I guess I mainly see it as a “design guide”, so not necessarily something that involves health; after all, utility in a garden can also be space for outdoor cooking (and a barbecue is rarely all that healthy in my experience), but I guess that’s just an example of how we all read different things into a simple graphic. (Though of course in an ideal world we also want our bodies to live up to those three criteria… Thank God beauty is in the eye of the beholder, eh?)
Can we call it a health triangle as well?
Pheno, ABC Wednesday Team
We can call it anything we like, and if people find that it makes sense for them to think of it in terms of their bodies, then why not? (Though it does sound so much more glamorous to refer to it as the Vitruvian Trinity or some similarly high-brow phrasing.)
Interesting. I suppose I tend to lean, in most things, toward the function over the form, when forced to make a choice. I mean, I’d rather it be useful and durable than pretty and useless.
ROG, ABC Wednesday team
Even so, though… When given the choice, would you not rather have something that was pleasing to the eye as well as useful and durable? Pretty and useless is mere ornament, and though I wouldn’t quite as far as Adolf Loos, who claimed that “The evolution of culture marches with the elimination of ornament from useful objects” (Ornament and Crime, 1908), I would certainly argue that ornament for ornament’s sake is a rather frivolous concept. I like beautiful things that are suitable to their purpose and doesn’t fall apart at the drop of a hat, hence my attraction to Vitruvius’s notion of the three components to successful designs.

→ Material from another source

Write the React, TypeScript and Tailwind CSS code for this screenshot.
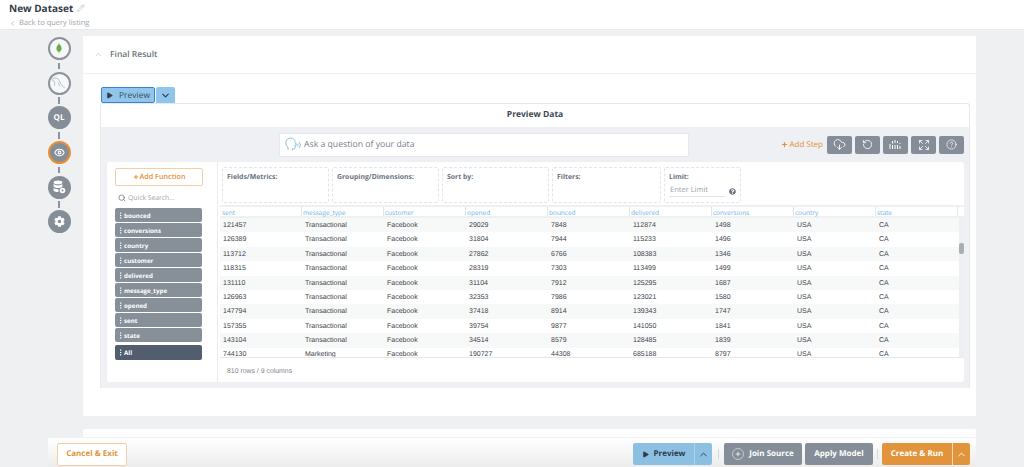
import React from 'react';
import { ChevronDown, ChevronLeft, ChevronUp, CircleHelp, CloudDownload, Expand, Eye, Pencil, Play, Plus, RotateCcw, Search } from 'lucide-react';
import { FaCog, FaQuestionCircle } from 'react-icons/fa';

const UI_FONT = "font-['Open_Sans',sans-serif]";

const columns = ['sent', 'message_type', 'customer', 'opened', 'bounced', 'delivered', 'conversions', 'country', 'state'];

const rows = [
  ['121457', 'Transactional', 'Facebook', '29029', '7848', '112874', '1498', 'USA', 'CA'],
  ['126389', 'Transactional', 'Facebook', '31804', '7944', '115233', '1496', 'USA', 'CA'],
  ['113712', 'Transactional', 'Facebook', '27862', '6766', '108383', '1346', 'USA', 'CA'],
  ['118315', 'Transactional', 'Facebook', '28319', '7303', '113499', '1499', 'USA', 'CA'],
  ['131110', 'Transactional', 'Facebook', '31104', '7912', '125295', '1687', 'USA', 'CA'],
  ['126963', 'Transactional', 'Facebook', '32353', '7986', '123021', '1580', 'USA', 'CA'],
  ['147794', 'Transactional', 'Facebook', '37418', '8914', '139343', '1747', 'USA', 'CA'],
  ['157355', 'Transactional', 'Facebook', '39754', '9877', '141050', '1841', 'USA', 'CA'],
  ['143104', 'Transactional', 'Facebook', '34514', '8579', '128485', '1839', 'USA', 'CA'],
  ['744130', 'Marketing', 'Facebook', '190727', '44308', '685188', '8797', 'USA', 'CA'],
];

const fieldChips = ['bounced', 'conversions', 'country', 'customer', 'delivered', 'message_type', 'opened', 'sent', 'state'];

const Connector = () => <div className="my-[2.5px] h-[6.7px] w-[1.5px] bg-[#8b939c]" />;

const GripDots = () => (
  <svg width="2" height="7" viewBox="0 0 2 7" className="mr-[2px] shrink-0" fill="currentColor">
    <rect x="0" y="0.5" width="1.3" height="1.2" />
    <rect x="0" y="2.900" width="1.3" height="1.2" />
    <rect x="0" y="5.300" width="1.3" height="1.2" />
  </svg>
);

const FieldChip = ({ label, dark = false }: { label: string; dark?: boolean }) => (
  <div
    className={`flex w-[87px] items-center rounded-[2px] pl-[5px] text-[6.2px] font-bold text-white ${
      dark ? 'h-[15px] bg-[#525d6d]' : 'h-[14px] bg-[#878f99]'
    }`}
  >
    <GripDots />
    <span className="pt-[1px]">{label}</span>
  </div>
);

const RailCircle = ({ children, active = false, outline = false }: { children: React.ReactNode; active?: boolean; outline?: boolean }) => (
  <div
    className={`flex h-[23px] w-[23px] items-center justify-center rounded-full ${
      outline ? 'border-2 border-[#8b939c] bg-[#f6f7f8]' : 'bg-[#858d97]'
    } ${active ? 'border-2 border-[#e58f38]' : ''}`}
  >
    {children}
  </div>
);

const DropBox = ({ label, width }: { label: string; width: string }) => (
  <div className={`h-[36px] ${width} rounded-[2px] border border-dashed border-[#e2e4e7] px-[4px] pt-[4px] text-[6.9px] font-bold leading-[11px] text-[#6a7480]`}>
    {label}
  </div>
);

const ToolButton = ({ children }: { children: React.ReactNode }) => (
  <div className="flex h-[18px] w-[25px] items-center justify-center rounded-[2px] bg-[#858e98] text-white">{children}</div>
);

const Equalizer = () => (
  <svg width="13" height="11" viewBox="0 0 13 11" stroke="currentColor" strokeWidth="1" fill="none">
    <path d="M1 5v5M3.5 6v4M3.5 2v2.500M6 1v3M6 6v4M8.5 2v2M8.5 6v4M11 4v1M11 7v3" />
  </svg>
);

const AskHead = () => (
  <svg width="16" height="15" viewBox="0 0 16 15" fill="none" stroke="#7fb9e0" strokeWidth="0.9">
    <path d="M3 13V10C1.4 9 0.8 7.6 0.8 6 0.8 3 3 1 5.6 1c2.6 0 4.4 1.8 4.6 4.4L11.4 8h-1.2v2.4c0 1-0.6 1.4-1.4 1.4H7.4V13.6" />
    <path d="M12 6.5l1.4 1.5-1.4 1.5M14 5l1.6 3L14 11" />
  </svg>
);

const Leaf = () => (
  <svg width="6" height="13" viewBox="0 0 8 14">
    <path d="M4 0C5 2 7.5 4 7.5 7 7.5 9.5 5.6 11 4.4 11.6L4.2 14H3.8L3.6 11.6C2.4 11 .5 9.5.5 7 .5 4 3 2 4 0Z" fill="#6cac48" />
  </svg>
);

const Dolphin = () => (
  <svg width="16" height="15" viewBox="0 0 16 15" fill="none" stroke="#98a0a8" strokeWidth="0.6">
    <path d="M1 3.5C3 1.500 5.500 1.500 7 3c1.600 1.700 2 4.200 3.200 5.600 1 1.200 2.600 2 3.600 3.600" />
    <path d="M1 3.500c.4 1.200 1.400 1.800 2.400 2.200.5 1.200.4 2.600 0 4" />
    <path d="M7.500 6.500c.2 1.500.6 2.700 1.300 3.700" />
  </svg>
);

const DbGear = () => (
  <svg width="13" height="14" viewBox="0 0 13 14" fill="white">
    <ellipse cx="5" cy="2.4" rx="4.4" ry="1.8" />
    <path d="M.6 4v2.200c0 1 2 1.800 4.400 1.800s4.400-.8 4.400-1.800V4c-.8.9-2.500 1.400-4.400 1.400S1.400 4.900.6 4Z" />
    <path d="M.6 8v2.200c0 1 2 1.800 4.400 1.800h.5V9.200H5C3.100 9.200 1.400 8.800.6 8Z" />
    <circle cx="9.500" cy="10.500" r="2.800" />
    <circle cx="9.500" cy="10.500" r="1" fill="#858d97" />
  </svg>
);

const Separator = ({ margin }: { margin: string }) => <div className={`${margin} h-[10px] w-px bg-[#d5d7da]`} />;

export default function App() {
  return (
    <div className={`relative h-[467px] w-[1024px] overflow-hidden bg-[#eff0f2] [text-rendering:geometricPrecision] ${UI_FONT}`}>
      <header className="h-[30px] border-b border-[#e8e9eb] bg-white pl-[9px] pt-[1px]">
        <div className="flex h-[13px] items-center text-[10px] font-bold leading-none text-[#333c48]">
          New Dataset
          <Pencil className="ml-[4px] text-[#b9bcc0]" size={8} />
        </div>
        <div className="mt-[4px] flex items-center text-[7.5px] leading-[10px] text-[#a0a4a9]">
          <ChevronLeft size={7} className="mr-[3px] text-[#8d9196]" />
          Back to query listing
        </div>
      </header>

      <div className="flex pt-[6px]">
        <nav className="flex w-[83px] shrink-0 flex-col items-center pl-[35px] pt-[1px]">
          <RailCircle outline>
            <Leaf />
          </RailCircle>
          <Connector />
          <RailCircle outline>
            <Dolphin />
          </RailCircle>
          <Connector />
          <RailCircle>
            <span className="text-[8px] font-bold text-white">QL</span>
          </RailCircle>
          <Connector />
          <RailCircle active>
            <Eye size={11} strokeWidth={2.4} className="text-white" />
          </RailCircle>
          <Connector />
          <RailCircle>
            <DbGear />
          </RailCircle>
          <Connector />
          <RailCircle>
            <FaCog size={11} className="text-white" />
          </RailCircle>
        </nav>

        <main className="w-[893px] shrink-0">
          <section className="h-[380px] bg-white">
            <div className="flex h-[38px] items-center border-b border-[#f0f1f2] pl-[11px] text-[8.5px] font-semibold text-[#6c737b]">
              <ChevronUp size={9} className="mr-[7px] text-[#c4c7ca]" />
              <span className="pt-[1px]">Final Result</span>
            </div>

            <div className="ml-[17px] mr-[6px] pt-[13px]">
              <div className="flex h-[16px] pl-[1px]">
                <div className="flex h-[16px] w-[54px] items-center rounded-[2px] border border-[#3f7fd9] bg-[#90c6ec] pl-[4px] text-[8.5px] text-[#3d4a57]">
                  <Play size={7} fill="#333c48" className="mr-[6px] text-[#333c48]" />
                  <span className="pt-[2px]">Preview</span>
                </div>
                <div className="ml-[1px] flex h-[16px] w-[19px] items-center justify-center rounded-t-[2px] bg-[#90c6ec]">
                  <ChevronDown size={11} strokeWidth={2.2} className="text-[#2c3640]" />
                </div>
              </div>

              <div className="h-[285px] rounded-t-[3px] border-l border-r border-t border-[#e6e8ea]">
                <div className="flex h-[23px] items-center justify-center pb-[1px] text-[8.5px] font-bold text-[#3c4652]">Preview Data</div>

                <div className="h-[261px] bg-[#eff0f3] pl-[6px] pr-[5px]">
                  <div className="flex h-[35px] items-center">
                    <div className="ml-[172px] flex h-[24px] w-[410px] items-center border border-[#e6e8ea] bg-white pl-[5px] text-[8.7px] text-[#7b8087]">
                      <AskHead />
                      <span className="ml-[3px]">Ask a question of your data</span>
                    </div>
                    <div className="ml-auto mr-[4px] flex items-center text-[8px] text-[#e58f38]">
                      <Plus size={7} strokeWidth={4} className="mr-[1px]" />
                      <span className="pt-[1px]">Add Step</span>
                    </div>
                    <div className="flex gap-[3px]">
                      <ToolButton>
                        <CloudDownload size={13} strokeWidth={1.6} />
                      </ToolButton>
                      <ToolButton>
                        <RotateCcw size={11} strokeWidth={1.8} />
                      </ToolButton>
                      <ToolButton>
                        <Equalizer />
                      </ToolButton>
                      <ToolButton>
                        <Expand size={12} strokeWidth={1.6} />
                      </ToolButton>
                      <ToolButton>
                        <CircleHelp size={11} strokeWidth={1.6} />
                      </ToolButton>
                    </div>
                  </div>

                  <div className="flex h-[220px] rounded-[3px] bg-white">
                    <aside className="w-[111px] shrink-0 border-r border-[#e9ebed] pl-[8px] pt-[6px]">
                      <div className="flex h-[18px] w-[88px] items-center justify-center rounded-[2px] border border-[#f4cfa6] text-[7.2px] font-semibold text-[#e58f38]">
                        <Plus size={6} strokeWidth={4} className="mr-[1px]" />
                        <span className="pt-[1px]">Add Function</span>
                      </div>
                      <div className="mt-[6px] flex h-[11px] items-center pl-[3px] text-[6.8px] text-[#a0a5ab]">
                        <Search size={8} className="mr-[2px] text-[#5e6670]" />
                        <span className="pt-[2px]">Quick Search...</span>
                      </div>
                      <div className="mt-[5px] flex flex-col gap-[1px]">
                        {fieldChips.map((chip) => (
                          <FieldChip key={chip} label={chip} />
                        ))}
                      </div>
                      <div className="mt-[3px]">
                        <FieldChip label="All" dark />
                      </div>
                    </aside>

                    <div className="flex min-w-0 flex-1 flex-col pl-[2px]">
                      <div className="flex h-[43px] pl-[2px] pt-[5px]">
                        <DropBox label="Fields/Metrics:" width="w-[107px] mr-[3px]" />
                        <DropBox label="Grouping/Dimensions:" width="w-[107px] mr-[3px]" />
                        <DropBox label="Sort by:" width="w-[107px] mr-[3px]" />
                        <DropBox label="Filters:" width="w-[109px] mr-[3px]" />
                        <div className="h-[36px] w-[77px] rounded-[2px] border border-dashed border-[#e2e4e7] px-[4px] pt-[4px]">
                          <div className="text-[6.9px] font-bold leading-[11px] text-[#6a7480]">Limit:</div>
                          <div className="mt-[2px] flex items-center">
                            <div className="w-[57px] border-b border-[#e3e5e8] pl-[1px] text-[7.5px] leading-[11px] text-[#9a9fa5]">Enter Limit</div>
                            <FaQuestionCircle size={7} className="ml-[4px] text-[#6a7480]" />
                          </div>
                        </div>
                      </div>

                      <div className="flex h-[13px] border-b-2 border-t-2 border-[#eff0f2]">
                        {columns.map((column) => (
                          <div key={column} className="w-[82px] shrink-0 border-r border-[#e4e6e8] pl-[1px] pt-[1px] text-[6.5px] leading-[9px] text-[#6cb2e6] first:pl-[2px]">
                            {column}
                          </div>
                        ))}
                      </div>

                      <div className="relative h-[140px] overflow-hidden border-b border-[#e5e7e9]">
                        {rows.map((row) => (
                          <div key={row[0]} className="flex h-[14.4px] items-center font-['Liberation_Sans',sans-serif] text-[7px] text-[#3e444b] odd:bg-[#f7f8f8]">
                            {row.map((cell, idx) => (
                              <div key={idx} className="w-[82px] shrink-0 pl-[3px] pt-[2px]">
                                {cell}
                              </div>
                            ))}
                          </div>
                        ))}
                        <div className="absolute right-0 top-0 h-full w-[5px] bg-[#eeeff0]">
                          <div className="mt-[25px] h-[11px] w-[5px] rounded-[2px] bg-[#a9adb1]" />
                        </div>
                      </div>

                      <div className="pl-[7px] pt-[9px] font-['Liberation_Sans',sans-serif] text-[6.9px] text-[#7f858c]">810 rows / 9 columns</div>
                    </div>
                  </div>
                </div>
              </div>
            </div>
          </section>
          <section className="mt-[13px] h-[40px] rounded-t-[2px] bg-white" />
        </main>
      </div>

      <footer className="absolute bottom-0 left-[48px] flex h-[30px] w-[928px] items-center border-t border-[#f0f1f2] bg-gradient-to-b from-white to-[#ececec] pl-[9px] pr-[6px] pt-[3px] text-[8px] font-bold">
        <div className="flex h-[23px] w-[70px] items-center justify-center rounded-[2px] border border-[#f4cfa6] bg-white text-[#e2943d]">Cancel &amp; Exit</div>
        <div className="ml-auto flex h-[22px] w-[79px] rounded-[2px] bg-[#8bc0e3] text-[#2f3a46]">
          <div className="flex flex-1 items-center justify-center border-r border-[#a9d2ec]">
            <Play size={7} fill="#2f3a46" className="mr-[5px]" />
            Preview
          </div>
          <div className="flex w-[17px] items-center justify-center">
            <ChevronUp size={11} strokeWidth={2} />
          </div>
        </div>
        <Separator margin="ml-[6px] mr-[5px]" />
        <div className="flex h-[22px] w-[78px] items-center justify-center rounded-[2px] bg-[#858e98] text-white">
          <span className="mr-[5px] flex h-[12px] w-[12px] items-center justify-center rounded-full border border-[#c3c7cc]">
            <Plus size={6} strokeWidth={3} />
          </span>
          Join Source
        </div>
        <div className="ml-[3px] flex h-[22px] w-[68px] items-center justify-center rounded-[2px] bg-[#858e98] text-white">Apply Model</div>
        <Separator margin="mx-[4px]" />
        <div className="flex h-[22px] w-[88px] rounded-[2px] bg-[#e2943d] text-white">
          <div className="flex flex-1 items-center justify-center border-r border-[#f6d9b6]">Create &amp; Run</div>
          <div className="flex w-[17px] items-center justify-center">
            <ChevronUp size={11} strokeWidth={2} />
          </div>
        </div>
      </footer>
    </div>
  );
}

Beauty, durability, utility. The characteristics of an ideal spouse, too. 🙂
That’s a very true observation!
Soren, I hadn’t heard of Vitruvius’s three principles before, but they really resonate in thinking about my approach to gardening. Thanks for introducing me to this conceptual scheme.
I generally find that so much of what I learned at the School of Architecture (before I dropped out…) can be applied to my normal life. After all, so much of what we do pertains to some aspect of design, and gardening obviously more so than most things.